Ein zeitkritisches, und auch heute noch brandaktuelles Thema, das Siegfried Lenz in seinem dritten Roman „Der Mann im Strom“ bereits 1957 behandelt: Das Altwerden im Beruf, die Probleme, als älterer Mensch noch eine Arbeit zu finden. Alte werden trotz Erfahrung ausgemustert, Junge unerfahrene werden bevorzugt. Zitat: „Ja, Junge, es war wieder nichts“. (lässt Lenz den Taucher zu seinem Sohn sagen) „Sie brauchen überall Leute heutzutage, sie können nicht genug bekommen, aber sie wollen alle nur jüngere haben. Den Jüngeren brauchen sie weniger zu zahlen, das ist das Entscheidende. Wenn sie einen Alten einstellen, dann müssen sie ihm mehr geben, dann können sie ihm weniger sagen, und vor allem wissen sie nicht, wie lange ein Alter noch bei ihnen bleibt. Bei einem Alten ist zuviel Risiko, der rentiert sich nicht genug.“ --- "Du kannst dir nicht vorstellen, wie das ist, wenn man zum alten Eisen geworfen wird.“

Der Roman spielt in den Nachkriegsjahren in Hamburg. Der Wiederaufbau ist allgegenwärtig, aber auf dem Grund des Hafenbeckens und im Strom liegen noch die Wracks vergangener Bombardierungen. Vorherrschend ist eine bedrückende Grundstimmung, von Aufschwung und Wirtschaftswunder ist noch nicht viel zu spüren. Der Schreibstil ist nüchtern und sachlich und lässt sich, obwohl nicht mehr ganz zeitgemäß, nach einigen Seiten recht gut lesen. Erfreulich wenige Figuren bevölkern den Roman, doch diese sind sehr gut heraus gearbeitet, sie leben. Lenz spielt mit gegensätzlichen Charakteren: Manfred, der verschlagene und kriminelle Freund der Tochter, Kuddl, der hilfsbereite und freundliche Arbeitskollege, dann der verständnisvolle und korrekte Chef und nicht zuletzt unser Protagonist Hinrichs, der zwischen allen Fronten steht. Der Leser fühlt förmlich die Zwangslage und die Ausweglosigkeit, in der er steckt. Er würde gerne ehrlich und rechtschaffen bleiben, doch er braucht die Arbeit um seine Kinder zu ernähren.
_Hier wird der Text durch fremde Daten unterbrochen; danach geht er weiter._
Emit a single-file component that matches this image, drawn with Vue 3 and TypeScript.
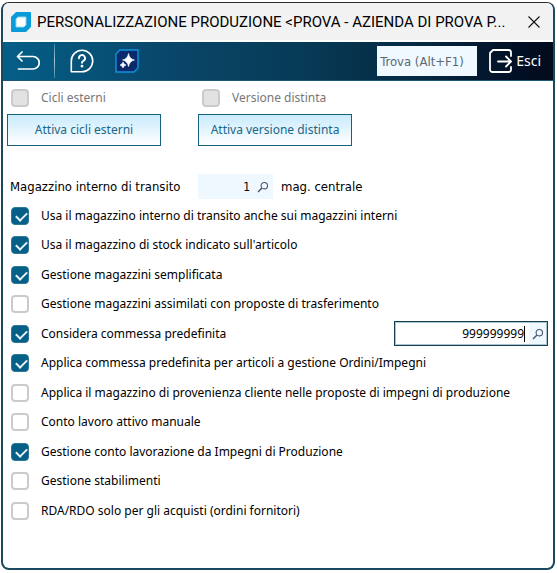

Er sieht den einzigen Ausweg und seine letzte Chance darin, seine Papiere zu fälschen und sich deswegen strafbar zu machen. Dadurch entwickelt die Geschichte eine unheimliche Spannung, die durch die beklemmenden Unterwasserszenen im trüben Hafenbecken noch gesteigert wird. Man hofft für Hinrichs, dass alles gut geht, ahnt aber bereits, dass das wohl nicht der Fall sein wird.

Fazit: Ein lesenswerter Roman, sozialkritisch mit einem immer noch aktuellen Thema, bei dem der Leser sich am Schluss die Frage stellt, wie er selbst wohl gehandelt hätte.